WRITTEN PROBLEM:
Lines containing the string "React" are to be counted; report only how many there are.

::: SUPPLIED MATERIAL

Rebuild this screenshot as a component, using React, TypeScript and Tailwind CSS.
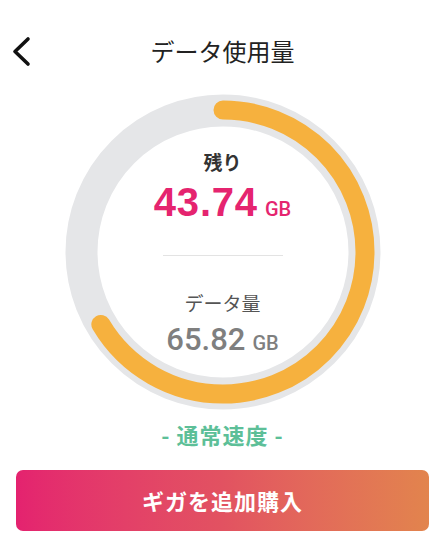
import React from "react";

const jp = { fontFamily: '"Noto Sans CJK JP", "Noto Sans", sans-serif' };
const num = { fontFamily: '"Liberation Sans", Arial, sans-serif' };
const med = { fontFamily: 'Roboto, "Liberation Sans", Arial, sans-serif' };

function Ring() {
  const r = 142;
  const c = 2 * Math.PI * r;
  const frac = 43.74 / 65.82;
  return (
    <svg width="316" height="316" viewBox="0 0 316 316" className="absolute inset-0">
      <circle cx="158" cy="158" r="141.5" fill="none" stroke="#E5E6E8" strokeWidth="32" />
      <circle
        cx="158"
        cy="158"
        r={r}
        fill="none"
        stroke="#F6B13E"
        strokeWidth="19"
        strokeLinecap="round"
        strokeDasharray={`${c * frac} ${c}`}
        transform="rotate(-90 158 158)"
      />
    </svg>
  );
}

export default function App() {
  return (
    <div className="w-[445px] h-[537px] bg-white overflow-hidden">
      <div className="grid grid-cols-[1fr_auto_1fr] items-center pt-[34px] h-[68px]">
        <div className="pl-[11px] flex items-center">
          <svg width="24" height="34" viewBox="0 0 24 34">
            <path d="M17 5 L4 17.5 L17 30" fill="none" stroke="#111" strokeWidth="3.6" strokeLinecap="round" strokeLinejoin="round" />
          </svg>
        </div>
        <div className="text-[24px] leading-[34px] text-[#222]" style={jp}>データ使用量</div>
        <div />
      </div>

      <div className="flex justify-center mt-[26px]">
        <div className="relative w-[316px] h-[316px]">
          <Ring />
          <div className="relative flex flex-col items-center pt-[56px]">
            <div className="text-[19px] leading-[24px] font-bold text-[#333]" style={jp}>残り</div>
            <div className="flex items-baseline mt-[8px] text-[#E5246F]">
              <span className="text-[40px] leading-[40px] font-bold tracking-[0.8px]" style={num}>43.74</span>
              <span className="text-[20px] leading-[20px] font-medium ml-[7px]" style={med}>GB</span>
            </div>
            <div className="w-[120px] h-px bg-[#E3E3E3] mt-[33px]" />
            <div className="text-[19px] leading-[26px] text-[#555] mt-[34px]" style={jp}>データ量</div>
            <div className="flex items-baseline mt-[8px] text-[#7F7F7F]" style={med}>
              <span className="text-[31px] leading-[32px] font-medium">65.82</span>
              <span className="text-[20px] leading-[20px] font-medium ml-[7px]">GB</span>
            </div>
          </div>
        </div>
      </div>

      <div className="flex justify-center mt-[10px]">
        <div className="text-[22px] leading-[28px] font-bold text-[#5DBF98] tracking-[1px]" style={jp}>- 通常速度 -</div>
      </div>

      <div className="mx-4 mt-[22px] h-[61px] rounded-[7px] bg-gradient-to-r from-[#E4226F] via-[#E25261] to-[#E2844D] flex items-center justify-center">
        <span className="text-[22px] font-bold text-white tracking-[1px]" style={jp}>ギガを追加購入</span>
      </div>
    </div>
  );
}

::::::

FINAL RESULT:
2